* Aim
Tell me how many lines hold "screenshot", please, using only the number.

* Data records
------------------------

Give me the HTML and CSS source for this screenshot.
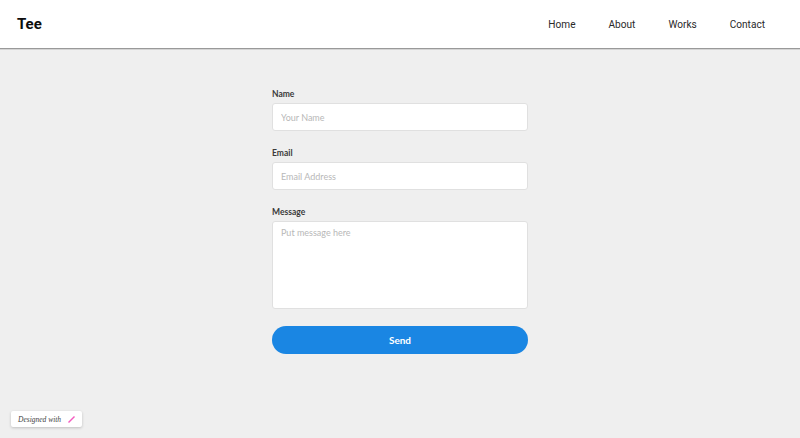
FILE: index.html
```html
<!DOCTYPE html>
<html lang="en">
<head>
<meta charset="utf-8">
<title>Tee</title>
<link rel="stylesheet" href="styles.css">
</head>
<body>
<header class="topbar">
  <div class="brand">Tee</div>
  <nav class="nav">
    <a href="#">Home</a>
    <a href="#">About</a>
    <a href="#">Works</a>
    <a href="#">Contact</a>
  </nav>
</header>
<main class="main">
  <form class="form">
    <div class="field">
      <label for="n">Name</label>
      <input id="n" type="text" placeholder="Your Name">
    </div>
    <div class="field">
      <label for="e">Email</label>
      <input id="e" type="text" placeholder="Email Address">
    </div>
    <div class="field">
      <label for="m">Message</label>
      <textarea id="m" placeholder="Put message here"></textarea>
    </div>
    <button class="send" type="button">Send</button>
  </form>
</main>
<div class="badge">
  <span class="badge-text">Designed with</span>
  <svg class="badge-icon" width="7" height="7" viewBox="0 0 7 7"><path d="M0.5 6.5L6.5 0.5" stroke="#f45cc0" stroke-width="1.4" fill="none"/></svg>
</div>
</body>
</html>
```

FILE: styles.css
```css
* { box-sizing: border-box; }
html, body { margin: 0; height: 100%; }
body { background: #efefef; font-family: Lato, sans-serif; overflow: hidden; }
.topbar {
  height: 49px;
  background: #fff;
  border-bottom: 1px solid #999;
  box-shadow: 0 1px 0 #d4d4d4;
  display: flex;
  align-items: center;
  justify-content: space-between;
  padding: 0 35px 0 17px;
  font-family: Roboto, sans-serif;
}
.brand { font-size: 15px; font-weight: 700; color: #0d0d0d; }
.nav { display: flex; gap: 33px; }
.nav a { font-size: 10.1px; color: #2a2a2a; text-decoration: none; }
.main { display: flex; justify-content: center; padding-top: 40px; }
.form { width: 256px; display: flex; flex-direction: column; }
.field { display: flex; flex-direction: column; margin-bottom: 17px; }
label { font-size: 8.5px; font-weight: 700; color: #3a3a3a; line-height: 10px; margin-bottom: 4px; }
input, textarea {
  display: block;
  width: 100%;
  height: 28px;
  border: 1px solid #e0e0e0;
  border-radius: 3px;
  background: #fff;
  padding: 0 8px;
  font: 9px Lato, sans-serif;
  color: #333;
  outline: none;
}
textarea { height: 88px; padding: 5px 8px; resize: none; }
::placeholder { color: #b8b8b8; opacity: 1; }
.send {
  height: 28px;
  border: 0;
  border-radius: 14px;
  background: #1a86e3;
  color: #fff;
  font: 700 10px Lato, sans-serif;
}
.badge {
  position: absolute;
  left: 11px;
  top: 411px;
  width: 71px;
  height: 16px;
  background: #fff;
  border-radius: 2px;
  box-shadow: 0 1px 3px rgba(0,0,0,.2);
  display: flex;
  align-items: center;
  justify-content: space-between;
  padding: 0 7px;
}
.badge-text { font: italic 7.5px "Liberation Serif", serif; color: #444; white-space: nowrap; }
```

------------------------

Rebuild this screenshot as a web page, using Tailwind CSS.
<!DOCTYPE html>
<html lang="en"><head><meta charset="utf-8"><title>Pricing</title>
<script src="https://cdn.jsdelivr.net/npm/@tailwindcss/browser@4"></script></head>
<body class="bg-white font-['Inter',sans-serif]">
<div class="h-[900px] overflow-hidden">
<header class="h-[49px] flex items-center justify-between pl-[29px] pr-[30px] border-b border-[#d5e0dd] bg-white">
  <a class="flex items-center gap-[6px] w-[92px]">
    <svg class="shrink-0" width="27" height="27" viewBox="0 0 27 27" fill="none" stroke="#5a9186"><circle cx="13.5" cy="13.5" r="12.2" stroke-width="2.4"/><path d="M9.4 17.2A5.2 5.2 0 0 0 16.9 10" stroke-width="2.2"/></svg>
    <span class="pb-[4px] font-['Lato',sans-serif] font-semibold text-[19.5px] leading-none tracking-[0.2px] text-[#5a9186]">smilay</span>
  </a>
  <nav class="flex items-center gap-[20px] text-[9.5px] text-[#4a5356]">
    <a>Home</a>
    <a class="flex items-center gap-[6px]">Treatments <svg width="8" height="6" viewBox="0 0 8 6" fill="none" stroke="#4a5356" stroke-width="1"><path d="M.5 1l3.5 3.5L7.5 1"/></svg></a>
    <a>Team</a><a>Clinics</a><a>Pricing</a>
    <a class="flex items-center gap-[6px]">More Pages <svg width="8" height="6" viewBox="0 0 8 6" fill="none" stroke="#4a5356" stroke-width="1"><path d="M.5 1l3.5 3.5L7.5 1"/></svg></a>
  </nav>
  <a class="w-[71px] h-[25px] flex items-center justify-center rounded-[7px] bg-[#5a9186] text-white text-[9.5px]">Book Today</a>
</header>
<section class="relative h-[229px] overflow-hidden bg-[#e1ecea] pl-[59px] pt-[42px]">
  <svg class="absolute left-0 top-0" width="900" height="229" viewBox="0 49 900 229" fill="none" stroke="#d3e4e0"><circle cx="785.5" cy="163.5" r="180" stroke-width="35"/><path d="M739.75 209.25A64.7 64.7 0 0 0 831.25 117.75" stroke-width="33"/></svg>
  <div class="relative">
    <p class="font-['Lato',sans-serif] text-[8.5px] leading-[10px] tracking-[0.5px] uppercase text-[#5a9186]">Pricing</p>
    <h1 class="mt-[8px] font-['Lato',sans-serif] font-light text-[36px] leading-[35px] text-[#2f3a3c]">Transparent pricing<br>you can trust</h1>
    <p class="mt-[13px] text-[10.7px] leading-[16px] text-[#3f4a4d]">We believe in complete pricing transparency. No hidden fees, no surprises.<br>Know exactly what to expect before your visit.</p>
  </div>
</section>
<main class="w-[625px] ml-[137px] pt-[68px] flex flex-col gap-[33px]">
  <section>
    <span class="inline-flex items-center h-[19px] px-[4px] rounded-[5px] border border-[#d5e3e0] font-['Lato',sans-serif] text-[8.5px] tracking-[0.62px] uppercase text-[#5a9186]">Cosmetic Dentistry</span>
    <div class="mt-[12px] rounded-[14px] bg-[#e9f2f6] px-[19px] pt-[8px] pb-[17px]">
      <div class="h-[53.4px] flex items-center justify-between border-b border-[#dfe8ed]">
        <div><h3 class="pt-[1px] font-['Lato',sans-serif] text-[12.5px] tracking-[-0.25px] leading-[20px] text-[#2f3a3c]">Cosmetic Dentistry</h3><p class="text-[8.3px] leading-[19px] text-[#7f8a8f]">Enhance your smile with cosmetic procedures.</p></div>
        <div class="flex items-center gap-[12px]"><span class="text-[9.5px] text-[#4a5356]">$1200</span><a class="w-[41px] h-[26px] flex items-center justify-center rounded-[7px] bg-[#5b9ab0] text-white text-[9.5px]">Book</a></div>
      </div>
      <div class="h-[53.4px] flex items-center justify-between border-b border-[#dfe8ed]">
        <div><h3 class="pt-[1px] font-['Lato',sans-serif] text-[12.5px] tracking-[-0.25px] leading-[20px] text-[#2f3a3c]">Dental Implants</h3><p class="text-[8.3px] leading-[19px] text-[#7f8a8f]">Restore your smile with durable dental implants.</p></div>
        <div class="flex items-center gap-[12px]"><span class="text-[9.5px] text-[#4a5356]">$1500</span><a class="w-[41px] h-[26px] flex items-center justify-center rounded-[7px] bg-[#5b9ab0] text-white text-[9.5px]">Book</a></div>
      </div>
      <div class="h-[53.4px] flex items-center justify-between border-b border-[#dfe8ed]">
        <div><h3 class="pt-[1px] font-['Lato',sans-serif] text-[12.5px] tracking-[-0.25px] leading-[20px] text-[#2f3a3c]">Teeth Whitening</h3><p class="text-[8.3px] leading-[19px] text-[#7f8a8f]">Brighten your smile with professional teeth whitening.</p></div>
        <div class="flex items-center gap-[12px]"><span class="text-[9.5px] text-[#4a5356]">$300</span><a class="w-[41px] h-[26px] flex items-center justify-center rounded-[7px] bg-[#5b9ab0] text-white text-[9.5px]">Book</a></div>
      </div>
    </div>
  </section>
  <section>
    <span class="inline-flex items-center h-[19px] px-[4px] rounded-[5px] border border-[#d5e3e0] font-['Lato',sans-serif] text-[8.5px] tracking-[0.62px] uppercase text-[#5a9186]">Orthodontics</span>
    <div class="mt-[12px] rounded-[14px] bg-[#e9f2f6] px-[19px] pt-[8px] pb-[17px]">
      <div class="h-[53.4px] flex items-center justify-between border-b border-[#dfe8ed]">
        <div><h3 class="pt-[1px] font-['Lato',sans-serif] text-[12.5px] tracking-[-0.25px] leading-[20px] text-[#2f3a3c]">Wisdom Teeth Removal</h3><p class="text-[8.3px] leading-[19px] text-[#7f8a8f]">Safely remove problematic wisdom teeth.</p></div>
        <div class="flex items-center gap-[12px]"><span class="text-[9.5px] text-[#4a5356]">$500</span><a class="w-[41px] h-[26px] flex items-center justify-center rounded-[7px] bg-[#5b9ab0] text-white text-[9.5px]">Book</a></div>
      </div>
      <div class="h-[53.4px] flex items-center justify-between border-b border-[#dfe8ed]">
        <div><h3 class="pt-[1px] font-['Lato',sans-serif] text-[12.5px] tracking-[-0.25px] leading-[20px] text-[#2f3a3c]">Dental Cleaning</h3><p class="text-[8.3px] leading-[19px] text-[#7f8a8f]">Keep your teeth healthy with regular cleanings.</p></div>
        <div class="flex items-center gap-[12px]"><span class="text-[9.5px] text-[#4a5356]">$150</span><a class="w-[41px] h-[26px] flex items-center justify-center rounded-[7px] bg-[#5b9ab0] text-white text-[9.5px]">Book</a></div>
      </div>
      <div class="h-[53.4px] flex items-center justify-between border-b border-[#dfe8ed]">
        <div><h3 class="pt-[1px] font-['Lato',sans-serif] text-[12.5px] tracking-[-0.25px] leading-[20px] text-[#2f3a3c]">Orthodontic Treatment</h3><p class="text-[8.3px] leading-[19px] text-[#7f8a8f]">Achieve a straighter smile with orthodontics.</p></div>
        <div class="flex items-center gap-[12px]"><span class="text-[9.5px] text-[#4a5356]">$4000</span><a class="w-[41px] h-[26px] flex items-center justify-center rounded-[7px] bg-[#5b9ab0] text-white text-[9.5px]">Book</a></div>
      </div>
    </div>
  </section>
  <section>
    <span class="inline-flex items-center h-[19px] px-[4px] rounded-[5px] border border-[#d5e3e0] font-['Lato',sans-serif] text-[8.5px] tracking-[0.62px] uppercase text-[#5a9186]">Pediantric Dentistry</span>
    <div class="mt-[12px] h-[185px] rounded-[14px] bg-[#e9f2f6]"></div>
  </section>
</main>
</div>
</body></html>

------------------------

* Response to the task
2